#### Exercise:
Find the word "React" in the material below and gather every line that contains it.

┌─ Records provided

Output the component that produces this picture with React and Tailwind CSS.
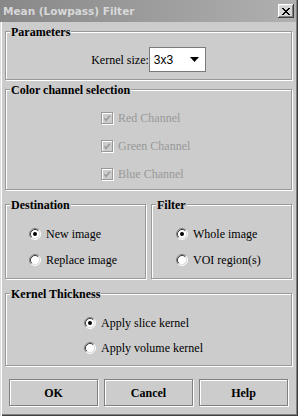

└─
┌─ Records provided

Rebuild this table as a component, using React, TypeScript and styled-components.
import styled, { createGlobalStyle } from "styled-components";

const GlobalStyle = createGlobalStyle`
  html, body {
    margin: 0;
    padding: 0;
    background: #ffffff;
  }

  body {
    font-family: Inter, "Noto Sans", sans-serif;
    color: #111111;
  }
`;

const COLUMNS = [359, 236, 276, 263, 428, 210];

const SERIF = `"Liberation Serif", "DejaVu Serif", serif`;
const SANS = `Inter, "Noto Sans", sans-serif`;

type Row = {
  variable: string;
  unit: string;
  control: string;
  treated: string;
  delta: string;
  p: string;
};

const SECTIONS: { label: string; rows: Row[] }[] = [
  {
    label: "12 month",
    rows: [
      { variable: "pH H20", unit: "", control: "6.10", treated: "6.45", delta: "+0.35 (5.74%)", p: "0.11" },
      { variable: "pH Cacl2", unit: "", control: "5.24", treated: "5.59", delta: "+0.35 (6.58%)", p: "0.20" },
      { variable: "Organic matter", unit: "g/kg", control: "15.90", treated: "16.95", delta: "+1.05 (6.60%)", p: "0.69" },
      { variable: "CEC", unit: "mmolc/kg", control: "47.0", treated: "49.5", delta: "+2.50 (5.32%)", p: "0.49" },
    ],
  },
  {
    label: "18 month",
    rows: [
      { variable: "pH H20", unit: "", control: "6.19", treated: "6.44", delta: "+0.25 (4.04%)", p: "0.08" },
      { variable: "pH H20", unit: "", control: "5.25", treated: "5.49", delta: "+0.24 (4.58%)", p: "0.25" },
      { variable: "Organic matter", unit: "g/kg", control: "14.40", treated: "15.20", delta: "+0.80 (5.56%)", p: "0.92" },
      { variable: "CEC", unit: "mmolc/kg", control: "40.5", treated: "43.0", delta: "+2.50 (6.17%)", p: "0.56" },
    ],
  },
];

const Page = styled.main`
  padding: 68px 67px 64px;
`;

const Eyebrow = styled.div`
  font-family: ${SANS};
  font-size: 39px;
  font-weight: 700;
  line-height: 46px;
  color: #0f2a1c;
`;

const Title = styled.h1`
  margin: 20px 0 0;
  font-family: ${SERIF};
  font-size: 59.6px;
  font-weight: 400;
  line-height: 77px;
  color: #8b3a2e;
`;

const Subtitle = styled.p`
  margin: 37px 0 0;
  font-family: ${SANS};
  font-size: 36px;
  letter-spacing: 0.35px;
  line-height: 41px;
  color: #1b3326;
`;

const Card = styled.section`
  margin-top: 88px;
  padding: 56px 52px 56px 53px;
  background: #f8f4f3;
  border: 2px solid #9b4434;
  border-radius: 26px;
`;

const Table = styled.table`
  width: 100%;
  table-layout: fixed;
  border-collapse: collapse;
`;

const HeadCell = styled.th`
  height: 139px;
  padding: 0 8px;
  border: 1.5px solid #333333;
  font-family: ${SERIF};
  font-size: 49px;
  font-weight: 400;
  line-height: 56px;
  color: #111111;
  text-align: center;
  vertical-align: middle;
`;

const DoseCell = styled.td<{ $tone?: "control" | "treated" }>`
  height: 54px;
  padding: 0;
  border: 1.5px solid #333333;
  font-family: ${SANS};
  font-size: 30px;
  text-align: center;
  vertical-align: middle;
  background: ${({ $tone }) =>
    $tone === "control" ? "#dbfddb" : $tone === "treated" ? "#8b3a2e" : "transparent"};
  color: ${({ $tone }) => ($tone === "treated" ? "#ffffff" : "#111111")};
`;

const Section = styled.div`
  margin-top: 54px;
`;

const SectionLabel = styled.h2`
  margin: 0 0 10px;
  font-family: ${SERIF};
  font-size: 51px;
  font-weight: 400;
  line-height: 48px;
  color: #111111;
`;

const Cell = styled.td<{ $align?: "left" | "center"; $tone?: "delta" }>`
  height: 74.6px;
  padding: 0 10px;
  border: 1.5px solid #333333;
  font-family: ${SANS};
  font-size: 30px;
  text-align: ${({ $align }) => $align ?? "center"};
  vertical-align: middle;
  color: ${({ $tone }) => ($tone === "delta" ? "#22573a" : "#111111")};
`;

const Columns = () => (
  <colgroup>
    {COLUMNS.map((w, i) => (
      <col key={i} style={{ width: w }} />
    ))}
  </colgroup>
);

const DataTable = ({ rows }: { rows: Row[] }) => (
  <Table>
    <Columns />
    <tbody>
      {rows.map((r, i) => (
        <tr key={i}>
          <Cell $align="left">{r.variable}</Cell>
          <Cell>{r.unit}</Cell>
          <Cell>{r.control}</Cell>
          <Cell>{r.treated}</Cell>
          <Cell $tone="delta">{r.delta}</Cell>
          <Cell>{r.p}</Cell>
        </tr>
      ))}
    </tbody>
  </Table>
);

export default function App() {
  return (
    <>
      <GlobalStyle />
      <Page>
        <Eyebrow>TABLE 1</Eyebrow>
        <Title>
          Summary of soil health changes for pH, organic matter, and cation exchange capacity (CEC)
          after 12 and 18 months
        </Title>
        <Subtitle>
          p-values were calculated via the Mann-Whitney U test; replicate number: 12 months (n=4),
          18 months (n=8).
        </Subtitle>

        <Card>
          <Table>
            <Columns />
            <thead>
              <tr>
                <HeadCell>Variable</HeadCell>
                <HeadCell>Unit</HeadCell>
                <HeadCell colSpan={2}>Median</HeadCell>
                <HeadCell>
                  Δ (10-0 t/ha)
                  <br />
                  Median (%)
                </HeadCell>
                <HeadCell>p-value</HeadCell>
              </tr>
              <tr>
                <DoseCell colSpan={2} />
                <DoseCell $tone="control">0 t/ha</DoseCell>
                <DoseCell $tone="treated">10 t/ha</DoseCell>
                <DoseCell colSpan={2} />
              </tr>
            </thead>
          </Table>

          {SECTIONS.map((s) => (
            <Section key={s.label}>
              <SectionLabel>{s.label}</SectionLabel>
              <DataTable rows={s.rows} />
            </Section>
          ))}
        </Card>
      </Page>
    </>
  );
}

└─

#### Answer below:
Output the component that produces this picture with React and Tailwind CSS.
Rebuild this table as a component, using React, TypeScript and styled-components.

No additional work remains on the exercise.